Everybody who learns WT knows that Wing Tsun was designed to be taught much faster than the so-called 'traditional' styles like Shaolin-based Kung Fu - so how come it takes most people more than ten years to learn the whole system?
One of the great things about being free of any organization is that you can do what you want. I can do what I want. In my eyes, Wing Tsun is nothing more than an ongoing experiment. It's supposed to be a scientific system based on scientific principles, right? And science is based on experimentation. From a thesis, you form a hypothesis, and then you experiment until you can find out whether or not you can produce the desired result. If you can, then great, if you can't, you keep on experimenting until you either know that it's probably impossible to produce that result or until you find a way to produce it. And then you test the result. Isn't that how it's supposed to go?
So, I am going to try and see if I can teach my students (at least those who come regularly and who practice at home) everything I know in 3-5 years.

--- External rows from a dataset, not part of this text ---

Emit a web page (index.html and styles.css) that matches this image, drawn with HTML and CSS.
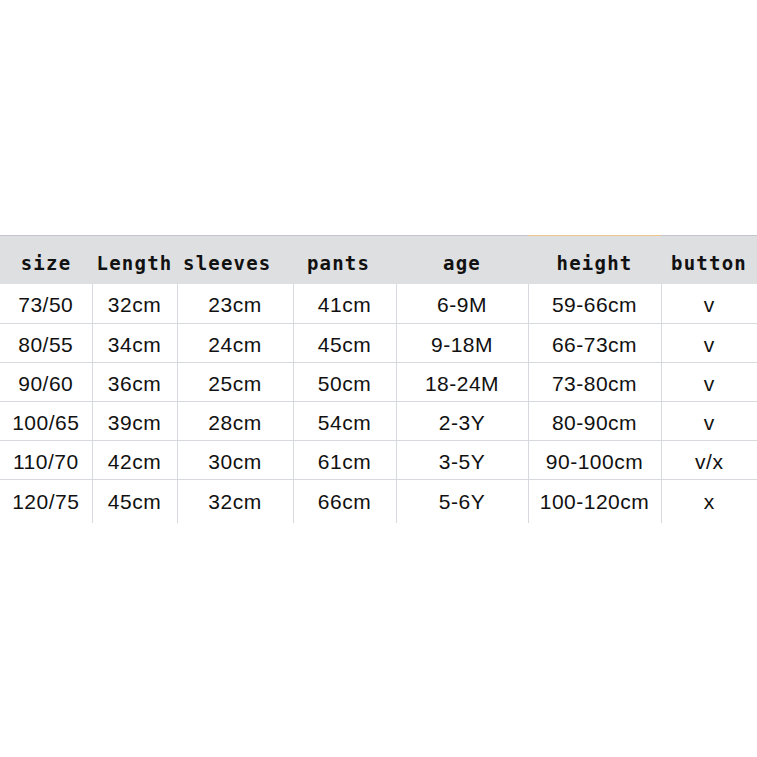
FILE: index.html
```html
<!DOCTYPE html>
<html>
<head>
<meta charset="utf-8">
<link rel="stylesheet" href="styles.css">
</head>
<body>
<table class="sizes">
  <colgroup>
    <col class="c1"><col class="c2"><col class="c3"><col class="c4"><col class="c5"><col class="c6"><col class="c7">
  </colgroup>
  <thead>
    <tr>
      <th>size</th><th>Length</th><th class="left">sleeves</th><th class="shift">pants</th><th>age</th><th class="accent">height</th><th>button</th>
    </tr>
  </thead>
  <tbody>
    <tr><td>73/50</td><td>32cm</td><td>23cm</td><td>41cm</td><td>6-9M</td><td>59-66cm</td><td>v</td></tr>
    <tr><td>80/55</td><td>34cm</td><td>24cm</td><td>45cm</td><td>9-18M</td><td>66-73cm</td><td>v</td></tr>
    <tr><td>90/60</td><td>36cm</td><td>25cm</td><td>50cm</td><td>18-24M</td><td>73-80cm</td><td>v</td></tr>
    <tr><td>100/65</td><td>39cm</td><td>28cm</td><td>54cm</td><td>2-3Y</td><td>80-90cm</td><td>v</td></tr>
    <tr><td>110/70</td><td>42cm</td><td>30cm</td><td>61cm</td><td>3-5Y</td><td>90-100cm</td><td>v/x</td></tr>
    <tr class="last"><td>120/75</td><td>45cm</td><td>32cm</td><td>66cm</td><td>5-6Y</td><td>100-120cm</td><td>x</td></tr>
  </tbody>
</table>
</body>
</html>
```
FILE: styles.css
```css
html, body {
  margin: 0;
  padding: 0;
  background: #ffffff;
}

.sizes {
  margin-top: 235px;
  width: 757px;
  table-layout: fixed;
  border-collapse: collapse;
  border-spacing: 0;
  color: #111111;
}

.c1 { width: 92px; }
.c2 { width: 85px; }
.c3 { width: 116px; }
.c4 { width: 103px; }
.c5 { width: 132px; }
.c6 { width: 133px; }
.c7 { width: 96px; }

.sizes th {
  height: 49px;
  padding: 7px 0 0 0;
  box-sizing: border-box;
  background: #dedfe0;
  box-shadow: inset 0 1px 0 #c3c6cc;
  font-family: "DejaVu Sans Mono", monospace;
  font-weight: bold;
  font-size: 19px;
  letter-spacing: 1.2px;
  text-align: center;
  white-space: nowrap;
  overflow: visible;
}

.sizes th.left {
  text-align: left;
  padding-left: 6px;
}

.sizes th.shift {
  padding-right: 12px;
}

.sizes th.accent {
  box-shadow: inset 0 1px 0 #f0c48e;
}

.sizes td {
  height: 39px;
  padding: 4px 0 0 0;
  box-sizing: border-box;
  border-bottom: 1px solid #d6d9de;
  border-left: 1px solid #d6d9de;
  font-family: "Liberation Sans", Arial, sans-serif;
  font-size: 21px;
  letter-spacing: 0.5px;
  text-align: center;
  white-space: nowrap;
}

.sizes td:first-child {
  border-left: none;
}

.sizes tr.last td {
  height: 44px;
  border-bottom: none;
  padding-top: 1px;
}
```
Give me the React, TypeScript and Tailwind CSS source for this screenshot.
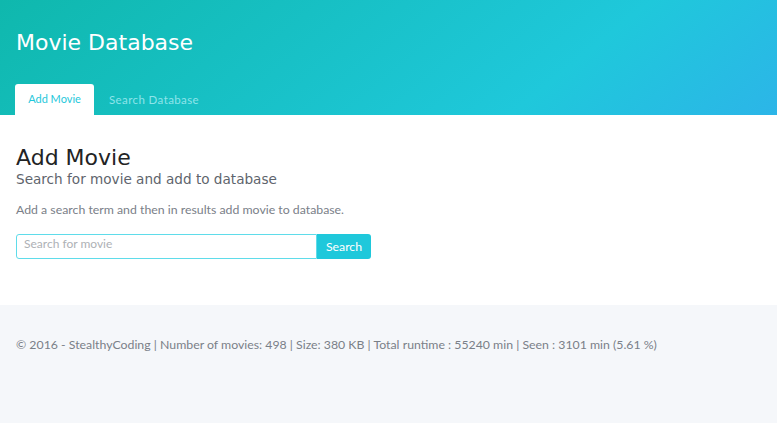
import React from "react";

export default function App() {
  const small = { fontFamily: "Lato, 'Open Sans', sans-serif" };
  return (
    <div className="min-h-[423px] bg-[#f5f7fa] flex flex-col" style={{ fontFamily: "'DejaVu Sans', sans-serif" }}>
      <section className="bg-[linear-gradient(141deg,#0fb8ad_0%,#1fc8db_71%,#2cb5e8_100%)] pt-[30px] px-[16px]">
        <h1 className="text-white text-[22px] leading-[26px] mb-[28px]">Movie Database</h1>
        <nav className="flex items-end text-[11px]" style={small}>
          <a className="bg-white text-[#1fc8db] rounded-t-[3px] h-[31px] w-[79px] flex items-center justify-center ml-[-1px]">Add Movie</a>
          <a className="text-[#8ee4ea] h-[31px] px-[15px] flex items-center text-[11.5px] tracking-[0.4px]">Search Database</a>
        </nav>
      </section>
      <section className="bg-white px-[16px] pt-[31px] pb-[46px]">
        <h2 className="text-[#222324] text-[22px] leading-[24px]">Add Movie</h2>
        <h3 className="text-[#5e646c] text-[13.6px] leading-[20px] mt-[-1px]">Search for movie and add to database</h3>
        <p className="text-[#7a8088] text-[12.3px] mt-[12px]" style={small}>Add a search term and then in results add movie to database.</p>
        <div className="flex mt-[15px] w-[355px] h-[25px]">
          <input
            placeholder="Search for movie"
            className="flex-1 border border-[#5fdcea] rounded-l-[3px] px-[7px] text-[12px] text-[#222] placeholder:text-[#aeb1b5] outline-none pb-[5px]"
            style={small}
          />
          <button className="bg-[#1fc8db] text-white text-[12.3px] w-[54px] rounded-r-[3px]" style={small}>Search</button>
        </div>
      </section>
      <footer className="px-[16px] pt-[31px] text-[#7a8088] text-[12.3px]" style={small}>
        © 2016 - StealthyCoding | Number of movies: 498 | Size: 380 KB | Total runtime : 55240 min | Seen : 3101 min (5.61 %)
      </footer>
    </div>
  );
}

It's very liberating to teach this way. I am no longer constrained to drag things on and on - and my students can progress much faster. What's the result? I get more and better training partners faster than ever before - and that, to me, is the point of it all, really. I teach Wing Tsun because I am an 'addict' and i need to feed my own habit. I haven't figured out how to "kick my own ass" yet, like Jim Cary did in the bathroom scene in the movie "Liar Liar" (If you haven't seen that movie,please do. It's hilarious - and shows you perfectly why, in WT, you absolutely need a partner.) It's like wrestling. Maybe you can practice kata by yourself all day long - but can you wrestle with yourself?
So, I have this private student who is really just learning daan chi (single arm chi sau or "clinging arms" exercise). I already started teaching him lap sau and how to apply the concept of both in the European Lat Sau program (at least a "privatized" version of it), so why not start him on Chum Kiu and poon sau?
So I did. Let's see how well he absorbs it. I expect he will start learning wooden dummy no later than a year from now.
I am also starting him on the long pole exercises. Not the form and application, yet, but the basic exercises, i.e., techniques. My new teacher (who has practiced since the mid-70's from one of the very early students of Sifu Leung Ting and many others) says that long pole is supposed to be taught early on in WT, while you form your Wing Tsun - not after you have already formed it! That means I am way too late already, supposedly (but then again - so what? I have really never stopped forming' my Wing Tsun. Let's see if I can learn it well enough, even though I'm turning fifty this year). Makes a lot of sense to me. Long pole has a different way of using 'power' (i.e., transferring energy). If you can build that into your WT as it grows inside of you, you can excel much faster, and you get stronger than you would otherwise.
Too bad I 'grew up' in an organization and an environment where everything is being taught so piece meal. But, then again, so what? I can only practice and teach what I know and I can only learn what someone is willing to teach me. Better now (although late) than never. Why wait until even later?
Bottom line is, I will no longer treat my own students that way. I will pass on what I know and I will experiment to see how early I can teach it to them without messing up their progress and technique. That's my new ambition. Let's see where it takes us.